I loved the vehicle design too. This is definitely subjective, but the “hand shaped battle mech designed to flick” struck me as charming. The Yatter-bird vehicle was less so, but still matched the retro vibe and when it ‘spits’ a missile at Doronbo, I really did get a “Haha that’s so stupid” laugh out of it.
Nothing else worked. More specifically, the flow of action and the movement of the narrative were constantly coming to a halt. Shots of Doronbo standing around. Shots of Miss Doronjo looking and thinking and feeling… stuff. Stills with added ‘brush’ effects. It’s actually impressive how little actual animation happened in this episode and how a jerky pacing can crush any enjoyment you may get from wacky antics.

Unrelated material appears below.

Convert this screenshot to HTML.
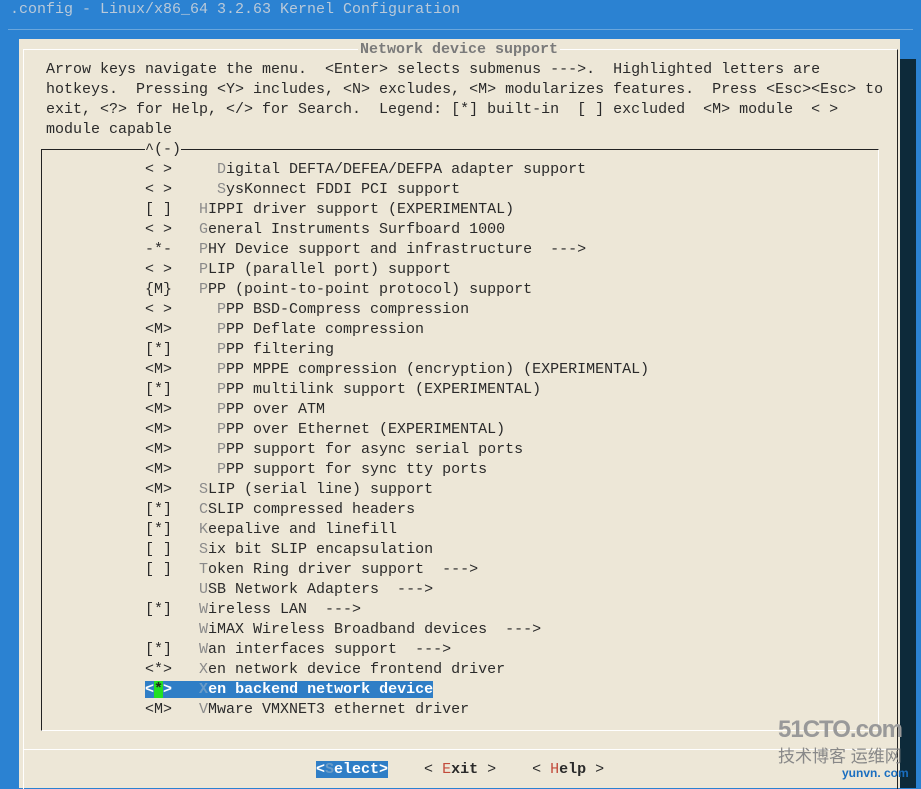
<!DOCTYPE html>
<html><head><meta charset="utf-8"><style>
body{margin:0;width:921px;height:788px;background:#2b82d2;overflow:hidden;position:relative;font-family:"Liberation Mono",monospace;font-size:15px;}
.t{position:absolute;white-space:pre;line-height:20px;}
#title{left:10px;top:0px;color:#b9c9d9;}
#tline{position:absolute;left:8px;top:29px;width:905px;height:1px;background:#6aa6dc;}
#shadow{position:absolute;left:900px;top:59px;width:16px;height:729px;background:#0d2a3a;}
#dlg{position:absolute;left:19px;top:39px;width:881px;height:749px;background:#ede7d7;}
#b1{position:absolute;left:23px;top:49px;width:873px;height:739px;border-top:1px solid #fff;border-left:1px solid #fff;border-right:1px solid #222;}
#menu{position:absolute;left:41px;top:149px;width:836px;height:580px;border-top:1px solid #222;border-left:1px solid #222;border-right:1px solid #fff;border-bottom:1px solid #fff;}
#sep{position:absolute;left:24px;top:749px;width:872px;height:1px;background:#fff;}
.txt{color:#2a2a2a;}
.h{color:#8a8a8a;}
#dtitle{left:358px;top:40px;color:#7a7a7a;font-weight:bold;background:#ede7d7;padding:0 2px;}
#arrow{left:145px;top:140px;color:#2a2a2a;background:#ede7d7;}
.sel{background:#2f7ec6;color:#fff;font-weight:bold;}
.g{background:#22e022;color:#222;}
.r{color:#c24a3a;}
</style></head><body>
<div class="t" id="title">.config - Linux/x86_64 3.2.63 Kernel Configuration</div>
<div id="tline"></div>
<div id="shadow"></div>
<div id="dlg"></div>
<div id="b1"></div>
<div id="menu"></div>
<div id="sep"></div>
<div class="t" id="dtitle">Network device support</div>
<div class="t txt" style="left:46px;top:60px">Arrow keys navigate the menu.  &lt;Enter&gt; selects submenus ---&gt;.  Highlighted letters are
hotkeys.  Pressing &lt;Y&gt; includes, &lt;N&gt; excludes, &lt;M&gt; modularizes features.  Press &lt;Esc&gt;&lt;Esc&gt; to
exit, &lt;?&gt; for Help, &lt;/&gt; for Search.  Legend: [*] built-in  [ ] excluded  &lt;M&gt; module  &lt; &gt;
module capable</div>
<div class="t" id="arrow">^(-)</div>
<div class="t txt" style="left:145px;top:160px">&lt; &gt;     <span class="h">D</span>igital DEFTA/DEFEA/DEFPA adapter support
&lt; &gt;     <span class="h">S</span>ysKonnect FDDI PCI support
[ ]   <span class="h">H</span>IPPI driver support (EXPERIMENTAL)
&lt; &gt;   <span class="h">G</span>eneral Instruments Surfboard 1000
-*-   <span class="h">P</span>HY Device support and infrastructure  ---&gt;
&lt; &gt;   <span class="h">P</span>LIP (parallel port) support
{M}   <span class="h">P</span>PP (point-to-point protocol) support
&lt; &gt;     <span class="h">P</span>PP BSD-Compress compression
&lt;M&gt;     <span class="h">P</span>PP Deflate compression
[*]     <span class="h">P</span>PP filtering
&lt;M&gt;     <span class="h">P</span>PP MPPE compression (encryption) (EXPERIMENTAL)
[*]     <span class="h">P</span>PP multilink support (EXPERIMENTAL)
&lt;M&gt;     <span class="h">P</span>PP over ATM
&lt;M&gt;     <span class="h">P</span>PP over Ethernet (EXPERIMENTAL)
&lt;M&gt;     <span class="h">P</span>PP support for async serial ports
&lt;M&gt;     <span class="h">P</span>PP support for sync tty ports
&lt;M&gt;   <span class="h">S</span>LIP (serial line) support
[*]   <span class="h">C</span>SLIP compressed headers
[*]   <span class="h">K</span>eepalive and linefill
[ ]   <span class="h">S</span>ix bit SLIP encapsulation
[ ]   <span class="h">T</span>oken Ring driver support  ---&gt;
      <span class="h">U</span>SB Network Adapters  ---&gt;
[*]   <span class="h">W</span>ireless LAN  ---&gt;
      <span class="h">W</span>iMAX Wireless Broadband devices  ---&gt;
[*]   <span class="h">W</span>an interfaces support  ---&gt;
&lt;*&gt;   <span class="h">X</span>en network device frontend driver
<span class="sel">&lt;<span class="g">*</span>&gt;   <span style="color:#6a9cc8">X</span>en backend network device</span>
&lt;M&gt;   <span class="h">V</span>Mware VMXNET3 ethernet driver</div>
<div class="t txt" style="left:316px;top:760px"><span class="sel">&lt;<span style="color:#6a9cc8">S</span>elect&gt;</span>    &lt; <span class="r">E</span><b>xit</b> &gt;    &lt; <span class="r">H</span><b>elp</b> &gt;</div>
<div class="t" style="left:778px;top:716px;font-family:'Liberation Sans',sans-serif;font-size:24px;font-weight:bold;color:#999;line-height:28px;letter-spacing:-1px">51CTO.com</div>
<div class="t" style="left:778px;top:746px;font-family:'Liberation Sans','Noto Sans CJK SC',sans-serif;font-size:17px;color:#888;line-height:22px">技术博客 运维网</div>
<div class="t" style="left:842px;top:766px;font-family:'Liberation Sans',sans-serif;font-size:12px;font-weight:bold;color:#1a6ec0;line-height:14px">yunvn. com</div>
</body></html>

I’m confident there’s an intelligent reason for all of this and I just don’t have the cultural awareness to ‘get it’ but that doesn’t make it any easier to watch.
I must admit, I was completely surprised by this turn of events. I think it’s very likely that Yatterman will be a more interesting show than Binan Koukou over the long run but, even with its silly premise, I had a lot more fun with Binan’s second outing than this.
I guess Yatterman is lucky it’s getting a third week. Otherwise, I’d be very tempted to drop it.